Stravinsky and TED Talks by Kermit the Frog

Recently I watched Kermit the Frog do a TED Talk. If this piques your curiosity, the talk is easy enough to find online. Kermit’s addition to the TED canon is called “The Creative Act of Listening to a Talking Frog,” and it’s not bad. I guess I had assumed that my days of learning life lessons from puppets were long behind me, but maybe not. Perhaps there are still a few things that we grown-ups can learn from the likes of Miss Piggy or Bert and Ernie.


But what about Petrushka?


Petrushka has had a much longer run in the limelight than Kermit the Frog, but it wouldn’t be all that surprising to me if the name didn’t ring too many bells these days. A stock character of Russian folk puppetry, Petrushka has been kicking around since at least the seventeenth century. He’s a rather sad and ungainly looking character, usually recognizable by his long red dress, a pointy hat and an unflatteringly long hooked nose.


He may seem an unlikely star, but Petrushka was inspiration enough for the great Russian composer Igor Stravinsky to write one of the most dazzling ballet scores in the repertoire, simply titled Petrushka. It’s the second of Stravinsky’s three blockbuster ballets, following hot on the heels of his first mega-success, The Firebird and predating by a couple years the cataclysmic creation of The Rite of Spring, which inspired riots in the streets of Paris.

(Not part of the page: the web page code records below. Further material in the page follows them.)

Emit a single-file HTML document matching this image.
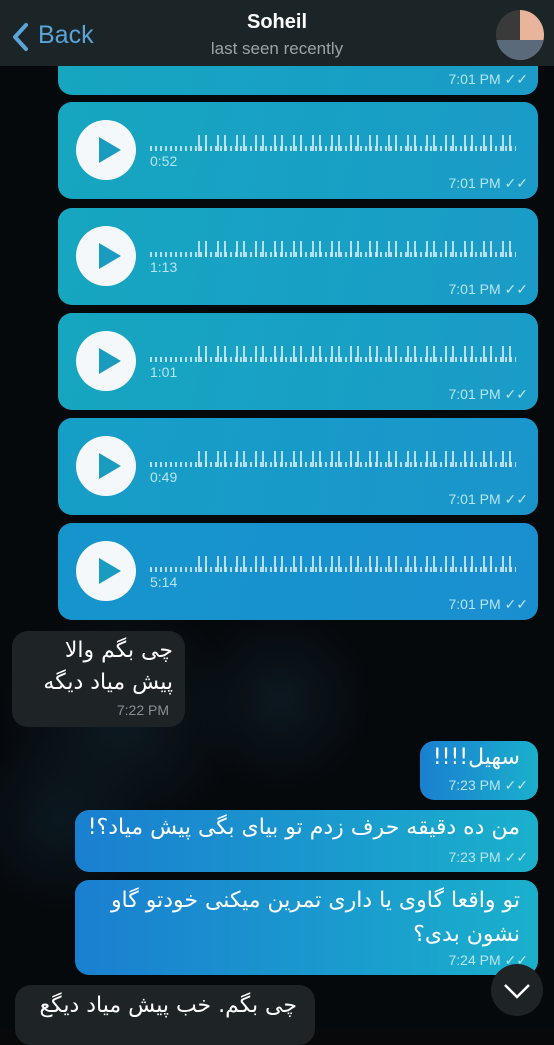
<!DOCTYPE html>
<html><head><meta charset="utf-8"><style>
*{margin:0;padding:0;box-sizing:border-box}
body{width:554px;height:1029px;overflow:hidden;background:#07090b;position:relative;font-family:"Liberation Sans",sans-serif}
.bg{position:absolute;inset:0;background:radial-gradient(circle at 120px 720px,#0d1a22 0,transparent 120px),radial-gradient(circle at 280px 700px,#0c1820 0,transparent 90px),radial-gradient(circle at 60px 820px,#0b1820 0,transparent 90px),#06090c}
.hdr{position:absolute;left:0;top:0;width:554px;height:66px;background:#1b2527}
.back{position:absolute;left:38px;top:21px;color:#5aa4d8;font-size:25px}
.chev{position:absolute;left:10px;top:22px}
.name{position:absolute;left:0;width:554px;text-align:center;top:11px;color:#fff;font-weight:bold;font-size:20px}
.seen{position:absolute;left:0;width:554px;text-align:center;top:39px;color:#9aa4a6;font-size:17px}
.av{position:absolute;left:496px;top:10px;width:48px;height:50px;border-radius:50%;background:linear-gradient(90deg,#3a3a3a 0 50%,#e8b49c 50%);overflow:hidden}
.av:after{content:"";position:absolute;left:0;top:30px;width:48px;height:20px;background:#5a6a7a}
.vb{position:absolute;left:58px;width:480px;height:97px;border-radius:14px;background:linear-gradient(100deg,#16a6c0,#1a9bc8)}
.play{position:absolute;left:18px;top:18px;width:60px;height:60px;border-radius:50%;background:#f4f8fa}
.play:after{content:"";position:absolute;left:23px;top:17px;border-left:22px solid #1a9cc0;border-top:13px solid transparent;border-bottom:13px solid transparent}
.wave2{position:absolute;left:92px;top:44px;width:366px;height:5px;background:repeating-linear-gradient(90deg,rgba(220,240,250,.8) 0 2px,transparent 2px 5px)}
.wave3{position:absolute;left:140px;top:33px;width:320px;height:16px;background:repeating-linear-gradient(90deg,rgba(220,240,250,.8) 0 2px,transparent 2px 7px,rgba(220,240,250,.8) 7px 9px,transparent 9px 19px)}
.dur{position:absolute;left:92px;top:51px;color:#b5e6f2;font-size:14px}
.tm{position:absolute;right:10px;bottom:7px;color:#b5e6f2;font-size:14px}
.ar{font-family:"DejaVu Sans",sans-serif;direction:rtl}
.lb{position:absolute;background:#1e2326;border-radius:16px;color:#fff}
.rb{position:absolute;left:75px;width:463px;border-radius:14px;background:linear-gradient(90deg,#1a7fd0,#1ab0cc);color:#fff}
.btn{position:absolute;left:491px;top:964px;width:52px;height:52px;border-radius:50%;background:#1e2326}
</style></head><body>
<div class="bg"></div>
<div class="vb" style="top:-2px"><div class="play" style="top:-40px"></div><div class="tm">7:01 PM ✓✓</div></div>
<div class="vb" style="top:102px"><div class="play"></div><div class="wave3"></div><div class="wave2"></div><div class="dur">0:52</div><div class="tm">7:01 PM ✓✓</div></div>
<div class="vb" style="top:208px"><div class="play"></div><div class="wave3"></div><div class="wave2"></div><div class="dur">1:13</div><div class="tm">7:01 PM ✓✓</div></div>
<div class="vb" style="top:313px"><div class="play"></div><div class="wave3"></div><div class="wave2"></div><div class="dur">1:01</div><div class="tm">7:01 PM ✓✓</div></div>
<div class="vb" style="top:418px;background:linear-gradient(100deg,#169fc6,#1a95cc)"><div class="play"></div><div class="wave3"></div><div class="wave2"></div><div class="dur">0:49</div><div class="tm">7:01 PM ✓✓</div></div>
<div class="vb" style="top:523px;background:linear-gradient(100deg,#1695cc,#1a8fd0)"><div class="play"></div><div class="wave3"></div><div class="wave2"></div><div class="dur">5:14</div><div class="tm">7:01 PM ✓✓</div></div>

<div class="lb" style="left:12px;top:631px;width:173px;height:96px"><div class="ar" style="position:absolute;right:12px;top:4px;font-size:22px;line-height:32px;text-align:right;white-space:nowrap">چی بگم والا<br>پیش میاد دیگه</div><div style="position:absolute;right:16px;bottom:9px;color:#8a9094;font-size:14px">7:22 PM</div></div>

<div class="rb" style="left:420px;width:118px;top:741px;height:59px"><div class="ar" style="position:absolute;right:18px;top:4px;font-size:22px;white-space:nowrap">سهیل!!!!</div><div style="position:absolute;right:10px;bottom:6px;color:#b5e6f2;font-size:14px">7:23 PM ✓✓</div></div>
<div class="rb" style="top:810px;height:62px"><div class="ar" style="position:absolute;right:18px;top:5px;font-size:22px;white-space:nowrap">من ده دقیقه حرف زدم تو بیای بگی پیش میاد؟!</div><div style="position:absolute;right:10px;bottom:6px;color:#b5e6f2;font-size:14px">7:23 PM ✓✓</div></div>
<div class="rb" style="top:880px;height:95px"><div class="ar" style="position:absolute;right:18px;top:4px;font-size:22px;line-height:34px;text-align:right;white-space:nowrap">تو واقعا گاوی یا داری تمرین میکنی خودتو گاو<br>نشون بدی؟</div><div style="position:absolute;right:10px;bottom:6px;color:#b5e6f2;font-size:14px">7:24 PM ✓✓</div></div>
<div class="lb" style="left:15px;top:985px;width:300px;height:60px"><div class="ar" style="position:absolute;right:18px;top:8px;font-size:22px;white-space:nowrap">چی بگم. خب پیش میاد دیگع</div></div>
<div class="btn"><svg width="52" height="52"><path d="M14 21 L26 33 L38 21" stroke="#fff" stroke-width="2.5" fill="none"/></svg></div>

<div class="hdr"></div>
<svg class="chev" width="22" height="30"><path d="M16 3 L5 15 L16 27" stroke="#5aa4d8" stroke-width="4" fill="none" stroke-linecap="round" stroke-linejoin="round"/></svg>
<div class="back">Back</div>
<div class="name">Soheil</div>
<div class="seen">last seen recently</div>
<div class="av"></div>
</body></html>
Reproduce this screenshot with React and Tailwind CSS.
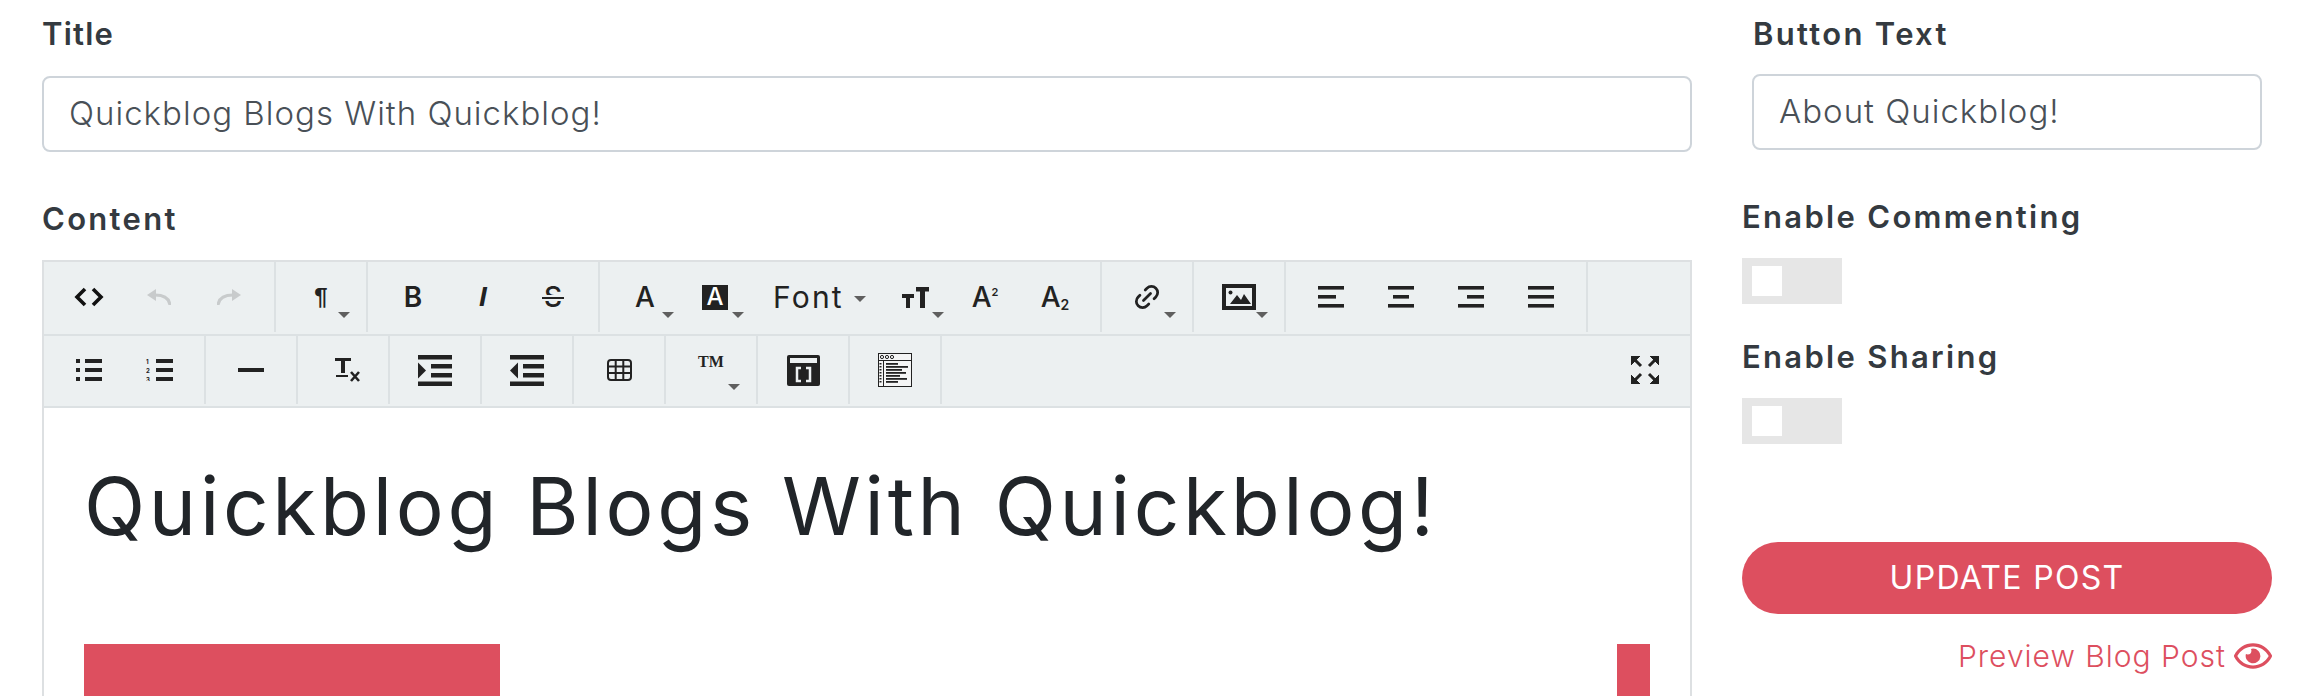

Petrushka, the ballet, is a sad tale. Set at a Shrovetide Fair (Russia’s equivalent of Mardi Gras) in 1830, it’s a momentous day in the lives of three puppets: Petrushka, the Ballerina and the Moor. With a golden flute possessed of magical powers, the puppet master brings these three to life, but Petrushka gets the short straw. In short order, Petrushka falls in love with the ballerina, but the cruel ballerina opts for the much stronger, infinitely more handsome moor. Petrushka is outraged, challenges the moor, and with one fell swoop, the moor, brandishing a scimitar, strikes Petrushka dead.


Stravinsky’s music for this little scena is nothing short of astounding. As a composer, Stravinsky’s calling card was always the sheer originality of his creation, and this ballet is one of his most awe-inspiring examples. The score calls for a large orchestra, and the demands he makes of each and every instrument are extraordinary. The result is a glittering soundtrack that pulses throughout with unrestrained energy, animating our three puppet-heroes with vibrant colour and compelling life.


But where in all this in the puppet life lesson, you may ask? Petrushka is an underdog story that goes wrong. It’s not Hallmark-card inspirational material, but maybe if our pitiful little puppet had a more accurate picture of his own station and limitations, things may have ended better for everyone involved. Although I’d hate for anyone to make any inferences here about politics in our country or beyond, I do take some small comfort in seeing that history—puppet or otherwise—has a neat little way of dealing with those among us who suffer from extraordinary hubris. It may not be TED Talk worthy, but I like to think that Kermit would approve.